The Berkeley Plantation

In his book Architecture in the United States, Dell Upton proposes there are two themes in American architecture: The classical, which is “regular, ordered, modular, symmetrical, balanced,” and the picturesque, which is “less obviously ordered, asymmetrical, less obviously unified, often accretive.” Upton’s views echo those of E. K. Rossiter and F. A. Wright, who wrote in their 19th century guide to house painting “There are strictly speaking but two great styles of architecture, the underlying principals of which are based upon construction. One is the classical style, based upon the lintel as its chief constructive feature, and the other the medieval Gothic in which the arch is used to span openings.” Several of my posts have focused on the picturesque (see my posts below on the Cummings house and the LeDuc). In this post I will venture far from the frozen tundra of my native Minnesota and examine a wonderful example of the Neo-Classical Georgian style in tidewater Virginia.

During the 17th and 18th centuries younger sons of English peers and less prominent gentry families found it increasingly difficult to establish themselves financially and socially. Primogeniture favored the oldest sons, who were able to inherit titles and estates, leaving second and third sons with little aside from land grants in the American Colonies. Many royalists also felt threatened during the English Civil War and Interregnum, leading some to emigrate to the colonies where they sought to create a new, landed aristocracy in the wilderness.

An early example of this aristocratic migration to the New World is Berkeley Plantation. Berkeley was founded in 1619 on the north bank of the James River about 20 miles upstream from Jamestown, the first permanent, English settlement in colonial America. The estate was acquired by Benjamin Harrison III in 1691 and this mansion built in 1726 by Benjamin Harrison IV. Later inhabitants of the estate included Benjamin Harrison V, a governor of Virginia and signer of the Declaration of Independence, and William Henry Harrison and Benjamin Harrison, both of whom would become president.

Constructed with bricks fired on the plantation, the building was designed in the Georgian Style. The Georgian Style reflects its classical heritage, where symmetry and order are the rule. The front of the house is perfectly balanced and centers on a pedimented, 8-panel front door (sadly obscured by an ugly, steel storm door). The bricks are patterned in the Flemish bond, where courses are composed of alternating headers and stretchers. Brick was favored in the Middle Colonies and the Flemish bond was characteristic of Georgian style.
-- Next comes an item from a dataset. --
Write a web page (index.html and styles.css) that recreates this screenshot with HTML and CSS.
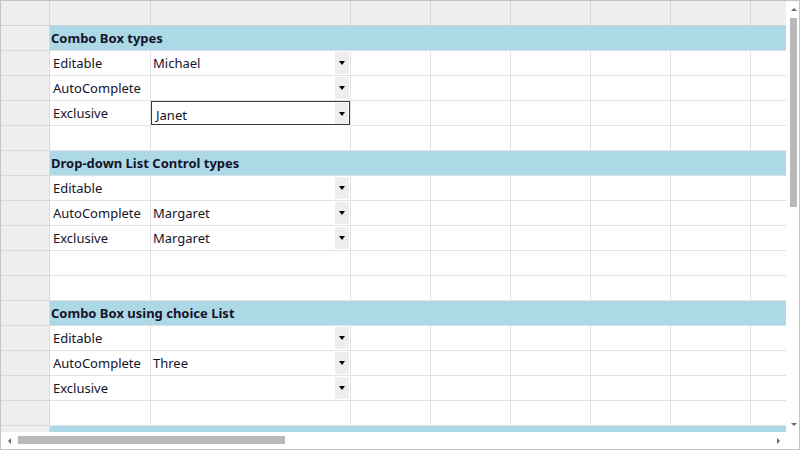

The cornice features heavy molding and dentils, which are more prominent than those found on the more refined Federal Style homes of the early 1800s. Try to ignore the ugly, aluminum storm window!

The gable end also shows the characteristic classical pediment with heavy, projecting molding and dentils. Also common on grand Georgian homes in the Middle Colonies are paired interior chimneys.

Berkeley Plantation is open daily for tours during the summer and is located at 12602 Harrison Landing Road, Charles City VA 23030, which is just off of Route 5 between Richmond and Williamsburg, VA.